A beer belly can be a bad thing — even if you’re not considered overweight.
New research suggests normal-weight people who carry their fat at their waistlines may be at higher risk of death over the years than overweight or obese people whose fat is more concentrated on the hips and thighs.
Monday’s study signals the distribution of fat matters whatever the scale says.
“If the waist is larger than your hips, you’re at increased risk for disease,” said Dr. Samuel Klein, an obesity specialist at Washington University School of Medicine at St. Louis, who wasn’t involved in the new research.
It also has implications for advising patients whose body mass index or BMI, the standard measure for weight and height, puts them in the normal range despite a belly bulge.

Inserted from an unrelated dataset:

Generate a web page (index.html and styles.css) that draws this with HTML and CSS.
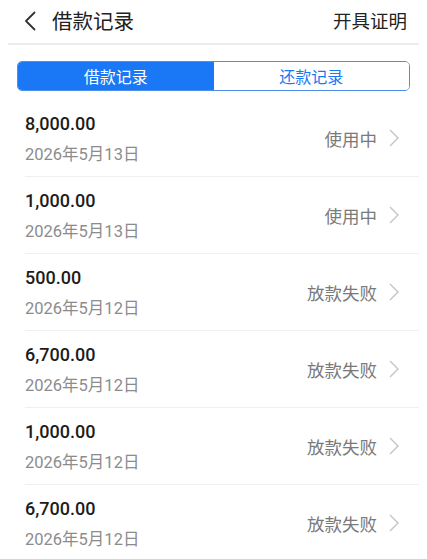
FILE: index.html
```html
<!DOCTYPE html>
<html lang="zh-CN">
<head>
<meta charset="utf-8">
<title>借款记录</title>
<link rel="stylesheet" href="styles.css">
</head>
<body>
<header class="topbar">
  <div class="topbar-left">
    <svg class="back" width="12" height="20" viewBox="0 0 12 20"><path d="M10.5 1.5 L2 10 L10.5 18.5" fill="none" stroke="#333" stroke-width="1.8" stroke-linecap="round" stroke-linejoin="round"/></svg>
    <span class="title">借款记录</span>
  </div>
  <span class="action">开具证明</span>
</header>
<nav class="tabs">
  <div class="tab active">借款记录</div>
  <div class="tab">还款记录</div>
</nav>
<ul class="list">
  <li class="row"><div class="info"><div class="amount">8,000.00</div><div class="date">2026年5月13日</div></div><div class="status">使用中<svg class="chev" width="10" height="18" viewBox="0 0 10 18"><path d="M1 1 L9 9 L1 17" fill="none" stroke="#c4c4c4" stroke-width="1.4"/></svg></div></li>
  <li class="row"><div class="info"><div class="amount">1,000.00</div><div class="date">2026年5月13日</div></div><div class="status">使用中<svg class="chev" width="10" height="18" viewBox="0 0 10 18"><path d="M1 1 L9 9 L1 17" fill="none" stroke="#c4c4c4" stroke-width="1.4"/></svg></div></li>
  <li class="row"><div class="info"><div class="amount">500.00</div><div class="date">2026年5月12日</div></div><div class="status">放款失败<svg class="chev" width="10" height="18" viewBox="0 0 10 18"><path d="M1 1 L9 9 L1 17" fill="none" stroke="#c4c4c4" stroke-width="1.4"/></svg></div></li>
  <li class="row"><div class="info"><div class="amount">6,700.00</div><div class="date">2026年5月12日</div></div><div class="status">放款失败<svg class="chev" width="10" height="18" viewBox="0 0 10 18"><path d="M1 1 L9 9 L1 17" fill="none" stroke="#c4c4c4" stroke-width="1.4"/></svg></div></li>
  <li class="row"><div class="info"><div class="amount">1,000.00</div><div class="date">2026年5月12日</div></div><div class="status">放款失败<svg class="chev" width="10" height="18" viewBox="0 0 10 18"><path d="M1 1 L9 9 L1 17" fill="none" stroke="#c4c4c4" stroke-width="1.4"/></svg></div></li>
  <li class="row"><div class="info"><div class="amount">6,700.00</div><div class="date">2026年5月12日</div></div><div class="status">放款失败<svg class="chev" width="10" height="18" viewBox="0 0 10 18"><path d="M1 1 L9 9 L1 17" fill="none" stroke="#c4c4c4" stroke-width="1.4"/></svg></div></li>
</ul>
</body>
</html>
```
FILE: styles.css
```css
* { box-sizing: border-box; }
html, body { margin: 0; padding: 0; background: #fff; }
body {
  font-family: Roboto, "Noto Sans CJK SC", sans-serif;
  color: #111;
  overflow: hidden;
}
.topbar {
  display: flex;
  align-items: center;
  justify-content: space-between;
  height: 45px;
  margin: 0 8px;
  padding: 0 12px 0 16px;
  border-bottom: 2px solid #ececec;
}
.topbar-left { display: flex; align-items: center; gap: 16px; }
.back { display: block; margin-top: -1px; }
.title { font-size: 20.5px; line-height: 28px; color: #222; }
.action { font-size: 18.5px; line-height: 26px; color: #222; }
.tabs {
  display: flex;
  margin: 16px 17px 0 17px;
  height: 30px;
  border: 1px solid #4d8fe6;
  border-radius: 5px;
  overflow: hidden;
}
.tab {
  flex: 1;
  display: flex;
  align-items: center;
  justify-content: center;
  font-size: 16px;
  color: #1a78f2;
  background: #fff;
}
.tab.active { background: #1a78f6; color: #fff; }
.list { list-style: none; margin: 9px 0 0 0; padding: 0; }
.row {
  display: flex;
  align-items: center;
  justify-content: space-between;
  margin-left: 25px;
  margin-right: 8px;
  padding: 12px 20px 10px 0;
  height: 77px;
  border-bottom: 1px solid #f0f0f0;
}
.amount { font-size: 18px; line-height: 24px; font-weight: 500; color: #1c1c1c; }
.date { margin-top: 8px; font-size: 16.5px; line-height: 22px; color: #8c8c8c; }
.status {
  display: flex;
  align-items: center;
  gap: 12px;
  font-size: 17.5px;
  color: #7a7a7a;
  margin-top: -2px;
}
.chev { display: block; }
```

“We see this with patients every day: ‘My weight is fine, I can eat whatever I want,'” said study senior author Dr. Francisco Lopez-Jimenez, preventive cardiology chief at the Mayo Clinic. “These results really challenge that.”
Abdominal fat — an apple-shaped figure — has long been considered more worrisome than fat that settles on the hips and below, the so-called pear shape. Risk increases for men if their waist circumference is larger than 40 inches, and 35 inches for women. Still, doctors typically focus more on BMI than waistlines; after all, girth tends to increase as weight does.
But a BMI in the normal range may not give the full story for people who are thin but not fit, with more body fat than muscle, or who change shape as they get older and lose muscle, Lopez-Jimenez said.
His study analyzed what’s called waist-to-hip ratio, dividing the waist circumference by the hip measurement. There are different cutoffs, but a ratio greater than 1 means a bigger middle.
Researchers checked a government survey that tracked about 15,000 men and women with different BMIs — normal weight, overweight and obese. More than 3,200 died over 14 years.
At every BMI level, people with thicker middles had a higher risk of death than those with trimmer waists, the researchers reported in Annals of Internal Medicine. In the study, 11 percent of men and 3 percent of women were normal weight but had an elevated waist-to-hip ratio. Surprisingly, they were at greater risk — for men, roughly twice the risk — than more pear-shaped overweight or obese people.
Fat that builds around the abdominal organs is particularly linked to diabetes, heart disease and other metabolic abnormalities than fat that lies under the skin, said obesity expert Dr. Lisa Neff of Northwestern University, who wasn’t involved the study.
Blood tests typically show higher blood sugar and triglyceride levels in people with a belly bulge, so doctors might spot their risk without a tape measure, Klein noted.
Genetics plays a role in apple shapes and waistlines tend to increase with age, so Neff and Klein advised even normal-weight people to pay attention if belts are getting tighter.
Sorry, sit-ups aren’t the solution, they said: Like all weight loss, it requires a healthier diet and general physical activity to burn calories.